#### Problem requirements
Pick every line from the data that holds the word "components".

#### Data block

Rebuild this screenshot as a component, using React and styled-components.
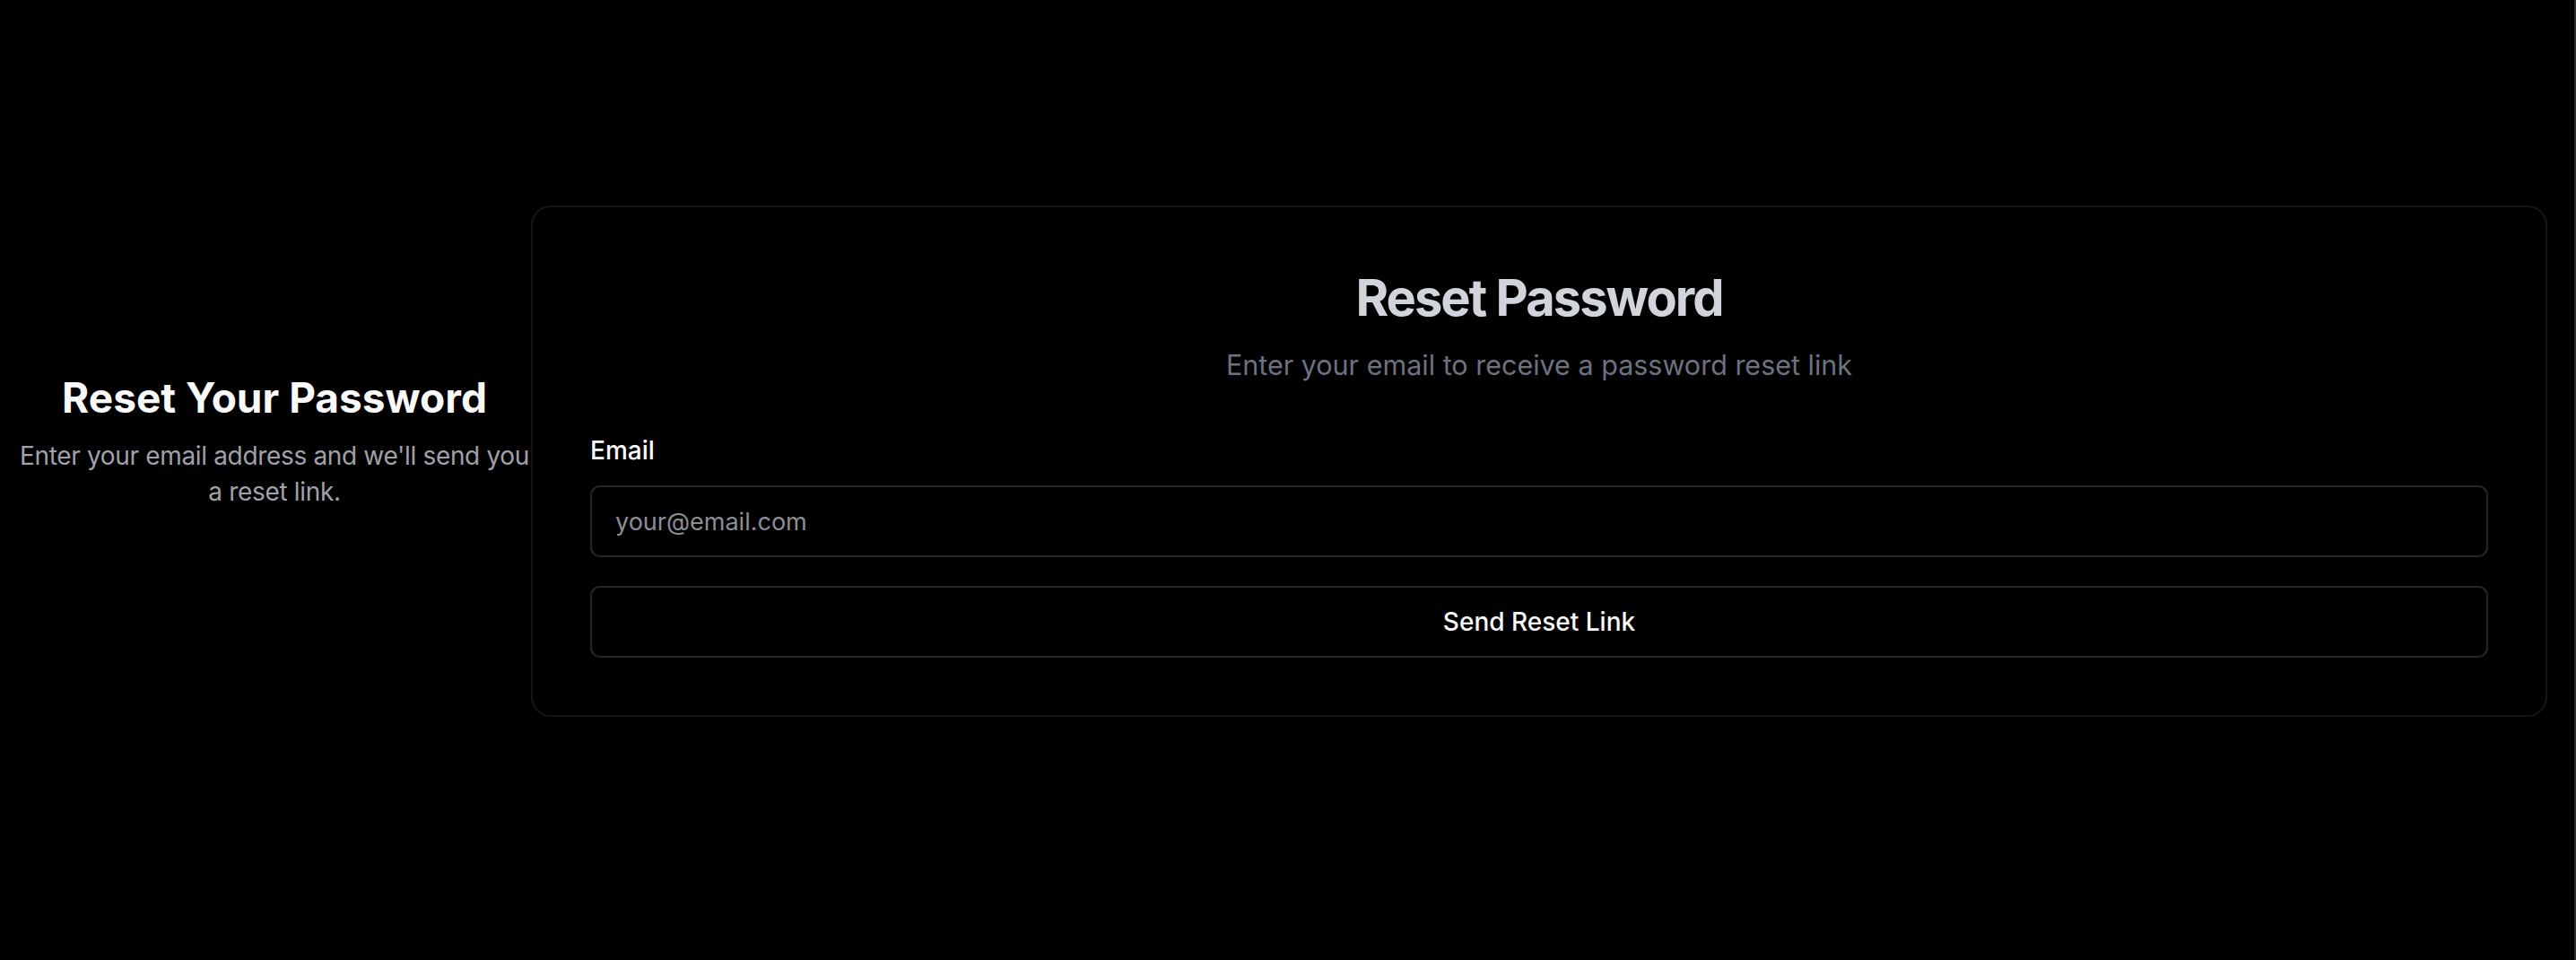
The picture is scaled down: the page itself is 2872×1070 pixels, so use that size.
import styled, { createGlobalStyle } from 'styled-components';

const GlobalStyle = createGlobalStyle`
    html, body {
        margin: 0;
        padding: 0;
        background: #000;
    }
    body {
        font-family: Inter, "Noto Sans", "Liberation Sans", sans-serif;
        -webkit-font-smoothing: antialiased;
    }
    * {
        box-sizing: border-box;
    }
`;

const Page = styled.div`
    min-height: 100vh;
    background: #000;
    border-right: 2px solid #2c2c2c;
    display: flex;
    align-items: flex-start;
    padding-top: 229px;
    padding-right: 30px;
`;

const Row = styled.div`
    flex: 1;
    display: flex;
    align-items: center;
`;

const Intro = styled.div`
    width: 592px;
    flex-shrink: 0;
    padding-left: 20px;
    padding-bottom: 44px;
    text-align: center;
`;

const IntroTitle = styled.h1`
    margin: 0;
    font-size: 46px;
    line-height: 53px;
    font-weight: 700;
    color: #fafafa;
`;

const IntroText = styled.p`
    margin: 18px 0 0;
    font-size: 28px;
    line-height: 40px;
    letter-spacing: -0.012em;
    color: #a1a1aa;
`;

const Card = styled.div`
    flex: 1;
    border: 2px solid #161616;
    border-radius: 22px;
    padding: 68px 64px 64px;
    background: #000;
`;

const Header = styled.div`
    text-align: center;
    margin-bottom: 53px;
`;

const Title = styled.h2`
    margin: 0;
    font-size: 56px;
    line-height: 66px;
    font-weight: 700;
    letter-spacing: -0.035em;
    color: #d1d5db;
`;

const Subtitle = styled.p`
    margin: 20px 0 0;
    font-size: 30.5px;
    line-height: 44px;
    color: #6b7280;
`;

const Form = styled.form`
    display: flex;
    flex-direction: column;
`;

const Label = styled.label`
    font-size: 28px;
    line-height: 40px;
    font-weight: 500;
    color: #fafafa;
    margin-bottom: 19px;
`;

const Input = styled.input`
    height: 80px;
    width: 100%;
    padding: 0 26px;
    border: 2px solid #262626;
    border-radius: 11px;
    background: #000;
    color: #fafafa;
    font-family: inherit;
    font-size: 27px;
    outline: none;

    &::placeholder {
        color: #8d8d94;
    }
`;

const Button = styled.button`
    margin-top: 32px;
    height: 80px;
    width: 100%;
    border: 2px solid #262626;
    border-radius: 11px;
    background: #000;
    color: #fafafa;
    font-family: inherit;
    font-size: 28px;
    font-weight: 500;
    cursor: pointer;
`;

const App = () => {
    return (
        <>
            <GlobalStyle />
            <Page>
                <Row>
                    <Intro>
                        <IntroTitle>Reset Your Password</IntroTitle>
                        <IntroText>Enter your email address and we'll send you a reset link.</IntroText>
                    </Intro>
                    <Card>
                        <Header>
                            <Title>Reset Password</Title>
                            <Subtitle>Enter your email to receive a password reset link</Subtitle>
                        </Header>
                        <Form onSubmit={(e) => e.preventDefault()}>
                            <Label htmlFor="email">Email</Label>
                            <Input id="email" type="email" placeholder="your@email.com" />
                            <Button type="submit">Send Reset Link</Button>
                        </Form>
                    </Card>
                </Row>
            </Page>
        </>
    );
};

export default App;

#### Response to the exercise
Rebuild this screenshot as a component, using React and styled-components.
import styled, { createGlobalStyle } from 'styled-components';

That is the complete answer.